==== Supplied data

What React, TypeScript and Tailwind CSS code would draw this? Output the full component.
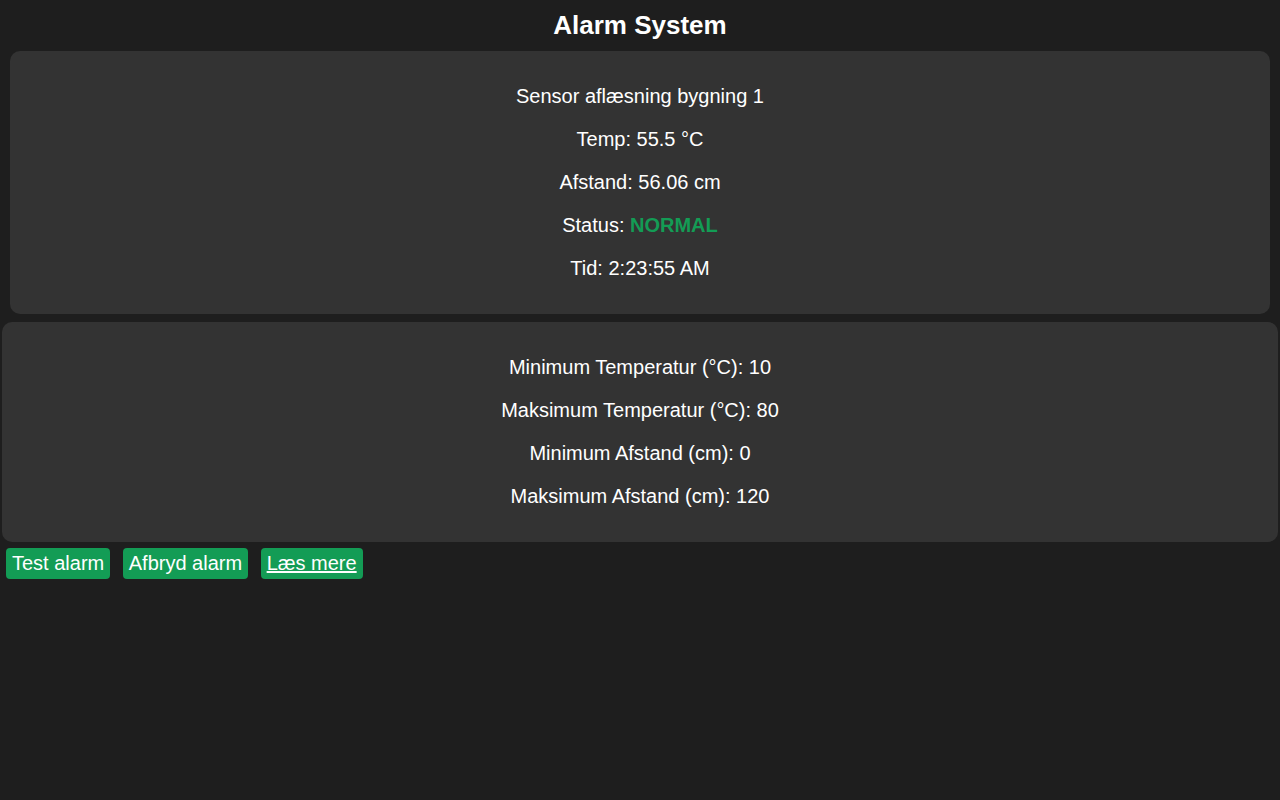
import React from "react";

export default function App() {
  const font = { fontFamily: '"Liberation Sans", Arial, sans-serif' };
  return (
    <div className="min-h-[800px] bg-[#1e1e1e] text-white" style={font}>
      <div className="h-[51px] pb-[2px] flex items-center justify-center">
        <h1 className="text-[26px] font-bold leading-[30px]">Alarm System</h1>
      </div>
      <div className="mx-[10px] rounded-[10px] bg-[#333333] py-[34px] text-center text-[20px] leading-[23px] flex flex-col gap-[20px]">
        <p>Sensor aflæsning bygning 1</p>
        <p>Temp: 55.5 °C</p>
        <p>Afstand: 56.06 cm</p>
        <p>
          Status: <span className="font-bold text-[#139c55]">NORMAL</span>
        </p>
        <p>Tid: 2:23:55 AM</p>
      </div>
      <div className="mx-[2px] mt-[8px] rounded-[10px] bg-[#333333] py-[34px] text-center text-[20px] leading-[23px] flex flex-col gap-[20px]">
        <p>Minimum Temperatur (°C): 10</p>
        <p>Maksimum Temperatur (°C): 80</p>
        <p>Minimum Afstand (cm): 0</p>
        <p>Maksimum Afstand (cm): 120</p>
      </div>
      <div className="mt-[6px] pl-[6px] flex gap-[12.5px] text-[20px] leading-[23px]">
        <button className="bg-[#139c55] rounded-[4px] px-[6px] py-[4px] text-white">Test alarm</button>
        <button className="bg-[#139c55] rounded-[4px] px-[6px] py-[4px] text-white">Afbryd alarm</button>
        <a href="#" className="bg-[#139c55] rounded-[4px] px-[6px] py-[4px] text-white underline">Læs mere</a>
      </div>
    </div>
  );
}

========

Problem to solve:
Quote the material word for word, dropping any images it holds.

Task answer:
What React, TypeScript and Tailwind CSS code would draw this? Output the full component.
import React from "react";

export default function App() {
  const font = { fontFamily: '"Liberation Sans", Arial, sans-serif' };
  return (
    <div className="min-h-[800px] bg-[#1e1e1e] text-white" style={font}>
      <div className="h-[51px] pb-[2px] flex items-center justify-center">
        <h1 className="text-[26px] font-bold leading-[30px]">Alarm System</h1>
      </div>
      <div className="mx-[10px] rounded-[10px] bg-[#333333] py-[34px] text-center text-[20px] leading-[23px] flex flex-col gap-[20px]">
        <p>Sensor aflæsning bygning 1</p>
        <p>Temp: 55.5 °C</p>
        <p>Afstand: 56.06 cm</p>
        <p>
          Status: <span className="font-bold text-[#139c55]">NORMAL</span>
        </p>
        <p>Tid: 2:23:55 AM</p>
      </div>
      <div className="mx-[2px] mt-[8px] rounded-[10px] bg-[#333333] py-[34px] text-center text-[20px] leading-[23px] flex flex-col gap-[20px]">
        <p>Minimum Temperatur (°C): 10</p>
        <p>Maksimum Temperatur (°C): 80</p>
        <p>Minimum Afstand (cm): 0</p>
        <p>Maksimum Afstand (cm): 120</p>
      </div>
      <div className="mt-[6px] pl-[6px] flex gap-[12.5px] text-[20px] leading-[23px]">
        <button className="bg-[#139c55] rounded-[4px] px-[6px] py-[4px] text-white">Test alarm</button>
        <button className="bg-[#139c55] rounded-[4px] px-[6px] py-[4px] text-white">Afbryd alarm</button>
        <a href="#" className="bg-[#139c55] rounded-[4px] px-[6px] py-[4px] text-white underline">Læs mere</a>
      </div>
    </div>
  );
}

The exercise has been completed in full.